私は絵を描きたかった。(病み上がりなのだ、いっぱい描きたい。)
その頃すでに私の心は「絵描き」であった。
しかし、その家には「お絵描きの道具はないのよ。」と言われた。
かわりに「○○君と(坊ちゃん顔の、ぼんやりした男の子)積み木をして遊んでね」と。
木の積み木はつまらなかった、○○君には堅実性と想像力がなく、どう持っていっても、バランスを崩しガラガラ壊してしまう。「バカ」なのだ。
おやつに、苺入りのロールケーキが出た。(当時としては贅沢品)
しかし、私の「今日の午後の王子さま」はどうしようもなくバカなのだ。
ふだん路地で遊んでいる「真也くん」や「健ちゃん」とは出来が違いすぎる。しかも、積み木遊びで、私の手が触れそうになるとビクッとひっこめ、全部崩してしまう。私のことを怖がっている。

「もう帰る!」
私は○○君のお母さんに告げた。
「○○君は私のこと怖がっています。私をバイ菌みたいにします。お友達になれません。
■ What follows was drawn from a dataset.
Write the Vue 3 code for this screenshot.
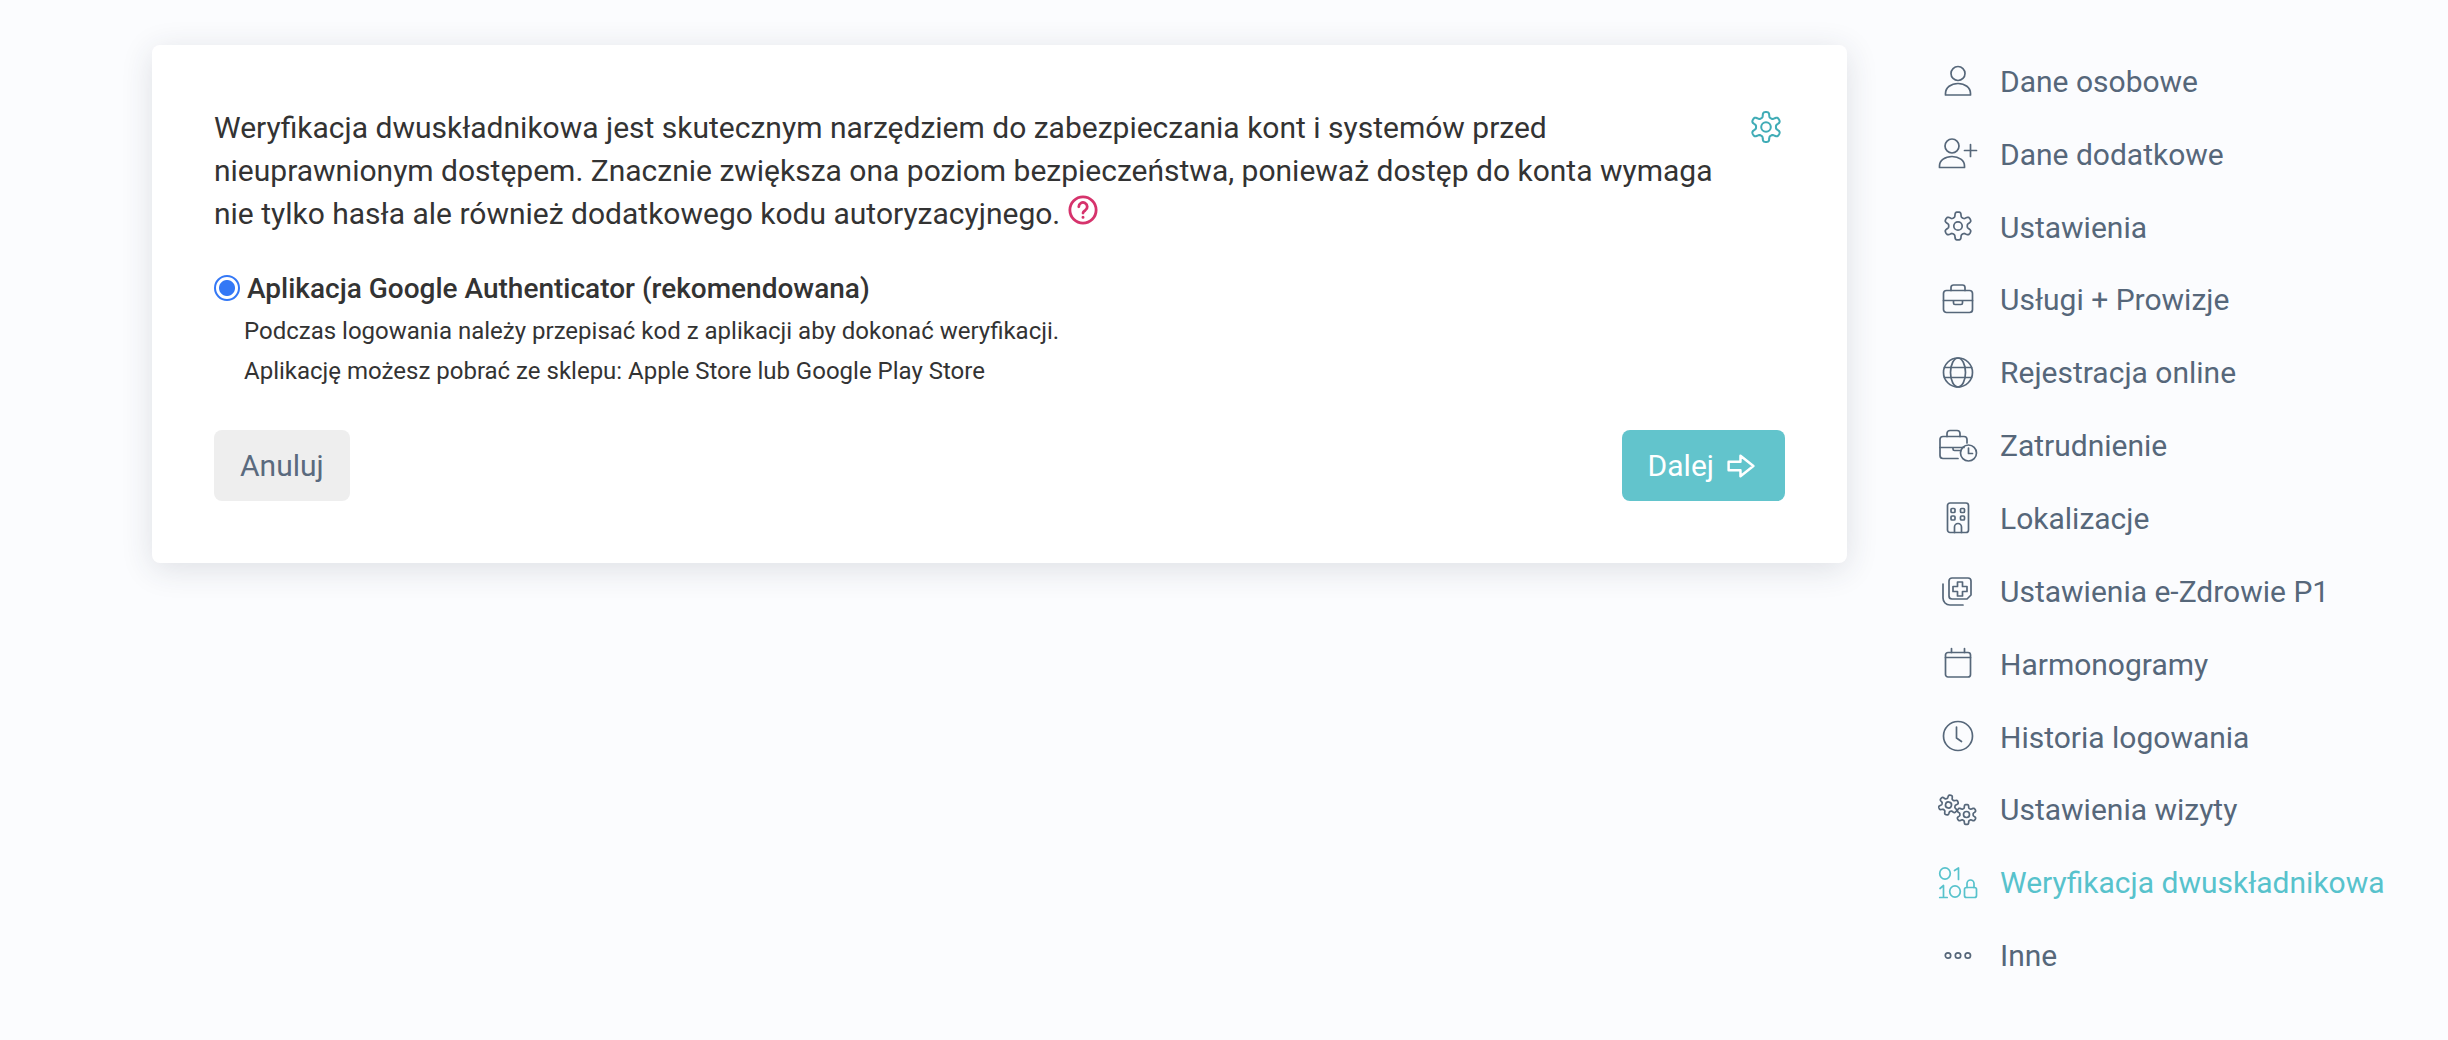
<template>
  <div class="page">
    <main class="card">
      <div class="intro">
        <p class="lead">
          Weryfikacja dwuskładnikowa jest skutecznym narzędziem do zabezpieczania kont i systemów przed
          nieuprawnionym dostępem. Znacznie zwiększa ona poziom bezpieczeństwa, ponieważ dostęp do konta wymaga
          nie tylko hasła ale również dodatkowego kodu autoryzacyjnego.
          <svg class="help" viewBox="0 0 32 32" fill="none" stroke="#d6336c" stroke-width="3" stroke-linecap="round">
            <circle cx="16" cy="16" r="14" />
            <path d="M11.500 12.500a4.500 4.500 0 1 1 7 3.700c-1.600 1-2.500 1.600-2.500 3" />
            <circle cx="16" cy="23.800" r=".8" fill="#d6336c" stroke-width="1.600" />
          </svg>
        </p>
        <svg class="gear" viewBox="0 0 24 24" fill="none" stroke="#40acb6" stroke-width="1.350" stroke-linejoin="round">
          <path :d="gearPath" />
          <circle cx="12" cy="12" r="3.200" />
        </svg>
      </div>

      <label class="option">
        <input type="radio" name="method" checked />
        <span>Aplikacja Google Authenticator (rekomendowana)</span>
      </label>
      <div class="option-desc">
        <p>Podczas logowania należy przepisać kod z aplikacji aby dokonać weryfikacji.</p>
        <p>Aplikację możesz pobrać ze sklepu: Apple Store lub Google Play Store</p>
      </div>

      <div class="actions">
        <button class="btn btn-cancel">Anuluj</button>
        <button class="btn btn-next">
          Dalej
          <svg viewBox="0 0 26 22" fill="none" stroke="#fff" stroke-width="2.300" stroke-linejoin="round">
            <path d="M1.500 7h11V1.500L24.500 11l-12 9.500V15h-11z" />
          </svg>
        </button>
      </div>
    </main>

    <nav class="menu">
      <a v-for="item in items" :key="item.label" class="menu-item" :class="{ active: item.active }">
        <span class="menu-icon">
          <svg
            viewBox="0 0 38 38"
            fill="none"
            stroke="currentColor"
            stroke-width="1.700"
            stroke-linecap="round"
            stroke-linejoin="round"
            v-html="item.icon"
          ></svg>
        </span>
        {{ item.label }}
      </a>
    </nav>
  </div>
</template>

<script setup>
// six lobed cog, radius 10 around (12, 12), a lobe pointing straight up
function buildGear() {
  const pts = []
  for (let i = 0; i < 144; i++) {
    const a = (i / 144) * Math.PI * 2
    const r = 8.3 + 1.7 * Math.tanh(2.2 * Math.cos(6 * a))
    pts.push(`${(12 + r * Math.sin(a)).toFixed(2)} ${(12 - r * Math.cos(a)).toFixed(2)}`)
  }
  return 'M' + pts.join('L') + 'z'
}

const gearPath = buildGear()

const cog = (cx, cy, s, rotate = 0) => {
  const x = cx - 12 * s
  const y = cy - 12 * s
  return `<g transform="translate(${x} ${y}) scale(${s}) rotate(${rotate} 12 12)" stroke-width="${1.7 / s}"><path d="${gearPath}"/><circle cx="12" cy="12" r="3"/></g>`
}

const items = [
  {
    label: 'Dane osobowe',
    icon: '<circle cx="19" cy="11.500" r="7"/><path d="M6.500 33v-1.500c0-6 5.500-10 12.500-10s12.500 4 12.500 10V33z"/>',
  },
  {
    label: 'Dane dodatkowe',
    icon: '<circle cx="13" cy="11" r="7"/><path d="M.5 32.500V31c0-5.500 5.500-9.500 12.500-9.500s12.500 4 12.500 9.500v1.500z"/><path d="M31.500 9.500v12M25.500 15.500h12"/>',
  },
  { label: 'Ustawienia', icon: cog(19, 18, 1.4) },
  {
    label: 'Usługi + Prowizje',
    icon: '<rect x="4.500" y="9.500" width="29" height="22" rx="3"/><path d="M12 9.500V6.500C12 5 13 4 14.500 4h9C25 4 26 5 26 6.500v3M4.500 19.500h29M14.500 19.500V22c0 .8.700 1.500 1.500 1.500h6c.8 0 1.500-.7 1.500-1.500v-2.500"/>',
  },
  {
    label: 'Rejestracja online',
    icon: '<circle cx="19" cy="18.500" r="14.500"/><ellipse cx="19" cy="18.500" rx="7.500" ry="14.500"/><path d="M5.500 13.500h27M5.500 23.500h27"/>',
  },
  {
    label: 'Zatrudnienie',
    icon: '<path d="M19 31.500H4c-1.700 0-3-1.300-3-3v-16c0-1.700 1.300-3 3-3h21c1.700 0 3 1.300 3 3V16"/><path d="M8 9.500v-3c0-1.700 1.300-3 3-3h7c1.700 0 3 1.300 3 3v3M1 20.500h24M14 20.500V22c0 .8.700 1.500 1.500 1.500h5"/><circle cx="29.500" cy="26" r="8"/><path d="M29.500 21v5.500h4"/>',
  },
  {
    label: 'Lokalizacje',
    icon: '<rect x="8.500" y="4" width="21" height="29.500" rx="2.500"/><rect x="12" y="9.500" width="4" height="4" rx="1"/><rect x="21.500" y="9.500" width="4" height="4" rx="1"/><rect x="12" y="17" width="4" height="4" rx="1"/><rect x="21.500" y="17" width="4" height="4" rx="1"/><path d="M15.500 33.500V28a3.500 3.500 0 0 1 7 0v5.500"/>',
  },
  {
    label: 'Ustawienia e-Zdrowie P1',
    icon: '<path d="M10 9c0-1.700 1.300-3 3-3h16c1.700 0 3 1.300 3 3v14l-4 4H13c-1.700 0-3-1.300-3-3z"/><path d="M18.500 10h5v4.500H28v5h-4.500V24h-5v-4.500H14v-5h4.500z"/><path d="M4 12v14c0 4 3 7 7 7h13"/>',
  },
  {
    label: 'Harmonogramy',
    icon: '<rect x="6.500" y="7.500" width="25" height="24.500" rx="2.500"/><path d="M6.500 12.500h25M12.500 3.500v4M25.500 3.500v4"/>',
  },
  {
    label: 'Historia logowania',
    icon: '<circle cx="19" cy="18" r="14.500"/><path d="M17.500 9v11l5 3.500"/>',
  },
  { label: 'Ustawienia wizyty', icon: cog(9.500, 14, 1, 12) + cog(27.500, 23.500, 1) },
  {
    label: 'Weryfikacja dwuskładnikowa',
    active: true,
    icon: '<ellipse cx="6" cy="9.500" rx="5.300" ry="5.700"/><path d="M15.500 6.500 19.500 4v11.500"/><path d="M1 24.500l3.500-3v12M.7 33.500h7.500"/><ellipse cx="16" cy="27.500" rx="5.300" ry="5.700"/><rect x="25.500" y="23.500" width="12" height="10" rx="2"/><path d="M28 23.500v-4a3.500 3.500 0 0 1 7 0v4"/>',
  },
  {
    label: 'Inne',
    icon: '<circle cx="9" cy="18.500" r="2.700"/><circle cx="19" cy="18.500" r="2.700"/><circle cx="28.800" cy="18.500" r="2.700"/>',
  },
]
</script>

<style>
html,
body {
  margin: 0;
  background: #fbfcfe;
}
</style>

<style scoped>
.page {
  display: flex;
  align-items: flex-start;
  height: 1040px;
  overflow: hidden;
  padding: 45px 0 0 152px;
  box-sizing: border-box;
  background: #fbfcfe;
  font-family: Roboto, sans-serif;
}

.card {
  width: 1695px;
  height: 518px;
  box-sizing: border-box;
  padding: 61px 62px 0;
  background: #fff;
  border-radius: 8px;
  box-shadow: 0 6px 32px rgba(40, 50, 70, 0.14);
  color: #333;
}

.intro {
  display: flex;
  justify-content: space-between;
}

.lead {
  margin: 0;
  width: 1510px;
  font-size: 30px;
  line-height: 43px;
}

.help {
  width: 30px;
  height: 30px;
  vertical-align: -1px;
}

.gear {
  width: 36px;
  height: 36px;
  margin: 3px 1px 0 0;
}

.option {
  display: flex;
  align-items: center;
  gap: 7px;
  margin-top: 34px;
  font-size: 28px;
  font-weight: 500;
  line-height: 40px;
}

.option input {
  appearance: none;
  box-sizing: border-box;
  width: 26px;
  height: 26px;
  margin: -2px 0 0;
  border: 2px solid #3478f6;
  border-radius: 50%;
  background: radial-gradient(circle, #3478f6 0 7.500px, #fff 8.500px);
}

.option-desc {
  margin: 2px 0 0 30px;
  font-size: 24px;
  line-height: 40px;
}

.option-desc p {
  margin: 0;
}

.actions {
  display: flex;
  justify-content: space-between;
  margin-top: 39px;
}

.btn {
  display: flex;
  align-items: center;
  height: 71px;
  padding: 0 26px;
  border: 0;
  border-radius: 8px;
  font-family: inherit;
  font-size: 30px;
}

.btn-cancel {
  background: #eeeeee;
  color: #5a6a7e;
}

.btn-next {
  gap: 13px;
  padding-right: 30px;
  background: #62c4cc;
  color: #fff;
}

.btn-next svg {
  width: 28px;
  height: 24px;
}

.menu {
  display: flex;
  flex-direction: column;
  margin: 0 0 0 92px;
}

.menu-item {
  display: flex;
  align-items: center;
  gap: 23px;
  height: 72.850px;
  white-space: nowrap;
  font-size: 30px;
  color: #56677a;
}

.menu-item.active {
  color: #57c2cc;
}

.menu-icon {
  display: flex;
  width: 38px;
  height: 38px;
}

.menu-icon svg {
  width: 38px;
  height: 38px;
  overflow: visible;
}
</style>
今すぐお母さんに迎えに来てもらってください!」
すぐに母が飛んできて、母のエプロンにしがみついて私は泣いた。
そのまま家へ帰り、しばらく泣いて、私は起き出し、絵を描き始めた。
「日常」が戻ってきた。

「『おたふく風邪』を伝染すための、半日だけの王子さま」だったことを知らされたのは、小学校にあがってからである。
そうか、わたしは「バイ菌持ち」の、でも「伝染されなきゃならない・コワイ女の子」だったのか。
しかし王子さまよ、そこで求められるのは
「煮て喰うなり焼いて喰うなり好きにしやがれ〜!」
と「まな板の上の鯉」になれる度胸だ。

初夜の床で
「じゃ、これからつけるね!」
と言って笑顔でコンドーム装着していた夫・ドッコイ氏の潔さ、あれこそ男のアッパレである。